What the exercise asks
Copy each line of the material below that includes the string "React".
-*-*-
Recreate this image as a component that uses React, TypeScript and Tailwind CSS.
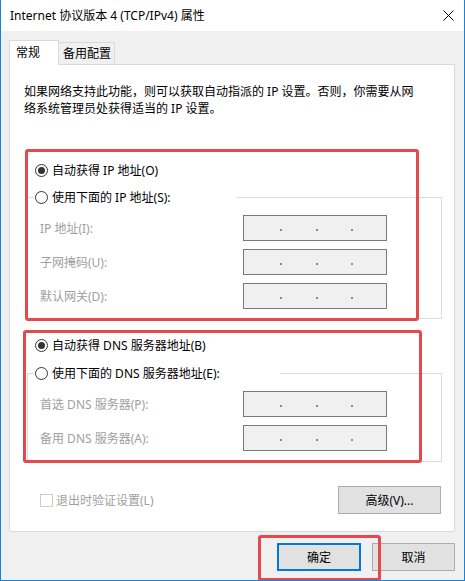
import React from 'react';

function Radio({ checked }: { checked?: boolean }) {
  return (
    <span className="flex h-[13px] w-[13px] shrink-0 items-center justify-center rounded-full border border-[#333333] bg-white">
      {checked && <span className="h-[7px] w-[7px] rounded-full bg-[#333333]" />}
    </span>
  );
}

function IpBox() {
  return (
    <div className="flex h-[26px] w-[144px] items-center border border-[#7a7a7a] bg-[#f0f0f0] pl-[3px]">
      <span className="flex-1" />
      <span className="mt-[3px] h-[2px] w-[2px] bg-[#8a8a8a]" />
      <span className="flex-1" />
      <span className="mt-[3px] h-[2px] w-[2px] bg-[#8a8a8a]" />
      <span className="flex-1" />
      <span className="mt-[3px] h-[2px] w-[2px] bg-[#8a8a8a]" />
      <span className="flex-1" />
    </div>
  );
}

function Field({ label }: { label: string }) {
  return (
    <div className="flex items-center">
      <span className="w-[215px] pl-[12px] text-[#a0a0a0]">{label}</span>
      <IpBox />
    </div>
  );
}

export default function App() {
  return (
    <div className="relative h-[581px] w-[465px] overflow-hidden border-x border-b border-[#1883d7] bg-[#f0f0f0] text-[12px] leading-[17px] text-black font-[family-name:'Noto_Sans','Noto_Sans_CJK_SC',sans-serif]">
      {/* Title bar */}
      <div className="flex h-[31px] items-center justify-between bg-white pl-[9px] pr-[9px]">
        <span>Internet 协议版本 4 (TCP/IPv4) 属性</span>
        <svg width="11" height="11" viewBox="0 0 11 11" className="mr-[1px]">
          <path d="M0.5 0.5L10.5 10.5M10.5 0.5L0.5 10.5" stroke="#000" strokeWidth="1" />
        </svg>
      </div>

      <div className="pl-[8px] pr-[9px]">
        {/* Tabs */}
        <div className="mt-[9px] flex h-[24px] items-end">
          <div className="relative z-10 -mb-px flex h-[25px] w-[50px] items-start border border-b-0 border-[#d9d9d9] bg-white pl-[6px] pt-[3px]">
            常规
          </div>
          <div className="flex h-[22px] w-[56px] items-start border border-b-0 border-l-0 border-[#d9d9d9] bg-[#f0f0f0] pl-[4px] pt-[2px]">
            备用配置
          </div>
        </div>

        {/* Panel */}
        <div className="h-[468px] border border-[#d9d9d9] bg-white">
          <p className="pl-[14px] pt-[18px]">
            如果网络支持此功能，则可以获取自动指派的 IP 设置。否则，你需要从网
            <br />
            络系统管理员处获得适当的 IP 设置。
          </p>

          <label className="mt-[43px] flex h-[20px] items-center gap-[4px] pl-[25px]">
            <Radio checked />
            <span>自动获得 IP 地址(O)</span>
          </label>

          <fieldset className="ml-[17px] mt-[7px] w-[415px] border border-[#dcdcdc] pb-[9px]">
            <legend className="ml-[6px] flex h-[20px] w-[202px] items-center gap-[4px] pl-[1px]">
              <Radio />
              <span>使用下面的 IP 地址(S):</span>
            </legend>
            <div className="mt-[8px] flex flex-col gap-[8px]">
              <Field label="IP 地址(I):" />
              <Field label="子网掩码(U):" />
              <Field label="默认网关(D):" />
            </div>
          </fieldset>

          <label className="mt-[16px] flex h-[20px] items-center gap-[4px] pl-[25px]">
            <Radio checked />
            <span>自动获得 DNS 服务器地址(B)</span>
          </label>

          <fieldset className="ml-[17px] mt-[8px] w-[415px] border border-[#dcdcdc] pb-[10px]">
            <legend className="ml-[6px] flex h-[20px] w-[246px] items-center gap-[4px] pl-[1px]">
              <Radio />
              <span>使用下面的 DNS 服务器地址(E):</span>
            </legend>
            <div className="mt-[8px] flex flex-col gap-[8px]">
              <Field label="首选 DNS 服务器(P):" />
              <Field label="备用 DNS 服务器(A):" />
            </div>
          </fieldset>

          <div className="mt-[24px] flex items-center justify-between pl-[30px] pr-[13px]">
            <div className="flex items-center gap-[3px] text-[#a0a0a0]">
              <span className="h-[13px] w-[13px] border border-[#cccccc] bg-white" />
              <span>退出时验证设置(L)</span>
            </div>
            <button className="flex h-[28px] w-[103px] items-center justify-center border border-[#adadad] bg-[#e1e1e1]">
              高级(V)...
            </button>
          </div>
        </div>

        {/* Dialog buttons */}
        <div className="mt-[11px] flex justify-end gap-[11px]">
          <button className="flex h-[28px] w-[84px] items-center justify-center border-2 border-[#0078d7] bg-[#e1e1e1]">
            确定
          </button>
          <button className="flex h-[28px] w-[83px] items-center justify-center border border-[#adadad] bg-[#e1e1e1]">
            取消
          </button>
        </div>
      </div>

      {/* Red annotation boxes */}
      <div className="pointer-events-none absolute left-[24px] top-[149px] h-[172px] w-[394px] rounded-[3px] border-[3px] border-[#e5494e]" />
      <div className="pointer-events-none absolute left-[22px] top-[330px] h-[133px] w-[399px] rounded-[3px] border-[3px] border-[#e5494e]" />
      <div className="pointer-events-none absolute left-[257px] top-[535px] h-[46px] w-[123px] rounded-[3px] border-[3px] border-[#e5494e]" />
    </div>
  );
}
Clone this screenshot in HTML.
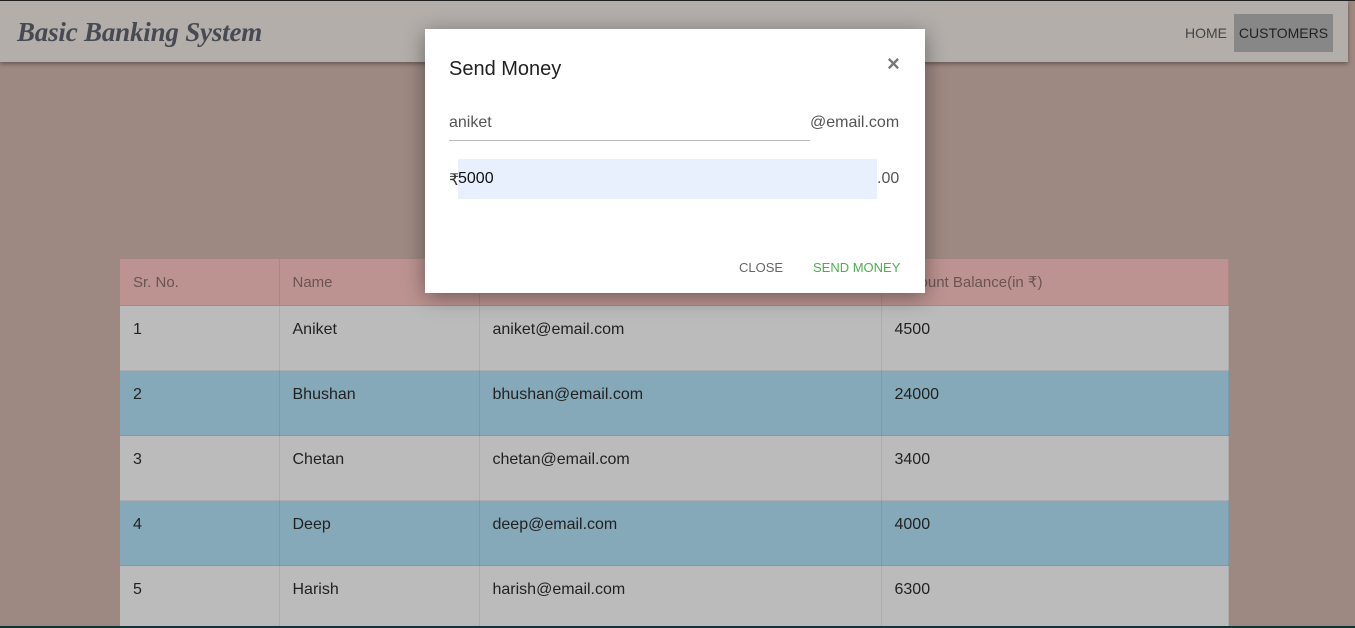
<!DOCTYPE html>
<html><head><style>
html,body{margin:0;width:1355px;height:628px;overflow:hidden}
body{background:#9e8882;font-family:"Liberation Sans",sans-serif;position:relative}
.top{position:absolute;left:0;top:0;width:1355px;height:1px;background:#222}
.nav{position:absolute;left:0;top:1px;width:1348px;height:61px;background:#b3aeaa;box-shadow:0 2px 4px rgba(0,0,0,.35)}
.brand{position:absolute;left:17px;top:16px;font-family:"Liberation Serif",serif;font-style:italic;font-weight:bold;font-size:27px;color:#474a52;letter-spacing:-0.2px}
.home{position:absolute;left:1185px;top:24px;font-size:14px;color:#444}
.cust{position:absolute;left:1234px;top:13px;width:99px;height:38px;background:#878787;font-size:14px;color:#222;line-height:38px;text-align:center}
table{position:absolute;left:120px;top:259px;width:1109px;border-collapse:collapse;font-size:16px;table-layout:fixed}
td,th{border-right:1px solid rgba(0,0,0,.08);padding:0 13px;text-align:left;vertical-align:top;color:#222}
th{height:46px;background:#bc9390;font-weight:normal;color:#6a5452;font-size:15px;vertical-align:middle;border-bottom:1px solid #ad8683}
td{height:65px;padding-top:15px;box-sizing:border-box;border-bottom:1px solid rgba(0,0,0,.08)}
tr.g td{background:#bbbbbb}tr.b td{background:#86a9b9}
.modal{position:absolute;left:425px;top:29px;width:500px;height:264px;background:#fff;box-shadow:0 4px 20px rgba(0,0,0,.4)}
.bot{position:absolute;left:0;top:626px;width:1355px;height:2px;background:#0f3338}
</style></head><body>
<div class="top"></div>
<div class="nav"><div class="brand">Basic Banking System</div><div class="home">HOME</div><div class="cust">CUSTOMERS</div></div>
<table>
<colgroup><col style="width:159px"><col style="width:200px"><col style="width:402px"><col></colgroup>
<tr><th>Sr. No.</th><th>Name</th><th>Email</th><th>Account Balance(in ₹)</th></tr>
<tr class="g"><td>1</td><td>Aniket</td><td>aniket@email.com</td><td>4500</td></tr>
<tr class="b"><td>2</td><td>Bhushan</td><td>bhushan@email.com</td><td>24000</td></tr>
<tr class="g"><td>3</td><td>Chetan</td><td>chetan@email.com</td><td>3400</td></tr>
<tr class="b"><td>4</td><td>Deep</td><td>deep@email.com</td><td>4000</td></tr>
<tr class="g"><td>5</td><td>Harish</td><td>harish@email.com</td><td>6300</td></tr>
</table>
<div class="modal">
<div style="position:absolute;left:24px;top:29px;font-size:20px;color:#222">Send Money</div>
<div style="position:absolute;left:462px;top:22px;font-size:22px;color:#777;font-weight:bold">×</div>
<div style="position:absolute;left:24px;top:85px;font-size:16px;color:#555">aniket</div>
<div style="position:absolute;left:24px;top:111px;width:361px;height:1px;background:#bbb"></div>
<div style="position:absolute;left:385px;top:85px;font-size:16px;color:#555">@email.com</div>
<div style="position:absolute;left:33px;top:130px;width:419px;height:40px;background:#e8f0fd"></div>
<div style="position:absolute;left:24px;top:141px;font-size:16px;color:#333">₹</div>
<div style="position:absolute;left:33px;top:141px;font-size:16px;color:#111">5000</div>
<div style="position:absolute;left:452px;top:141px;font-size:16px;color:#555">.00</div>
<div style="position:absolute;left:314px;top:231px;font-size:13px;color:#666">CLOSE</div>
<div style="position:absolute;left:388px;top:231px;font-size:13px;color:#4caf50">SEND MONEY</div>
</div>
<div class="bot"></div>
</body></html>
-*-*-
Final answer
Recreate this image as a component that uses React, TypeScript and Tailwind CSS.
import React from 'react';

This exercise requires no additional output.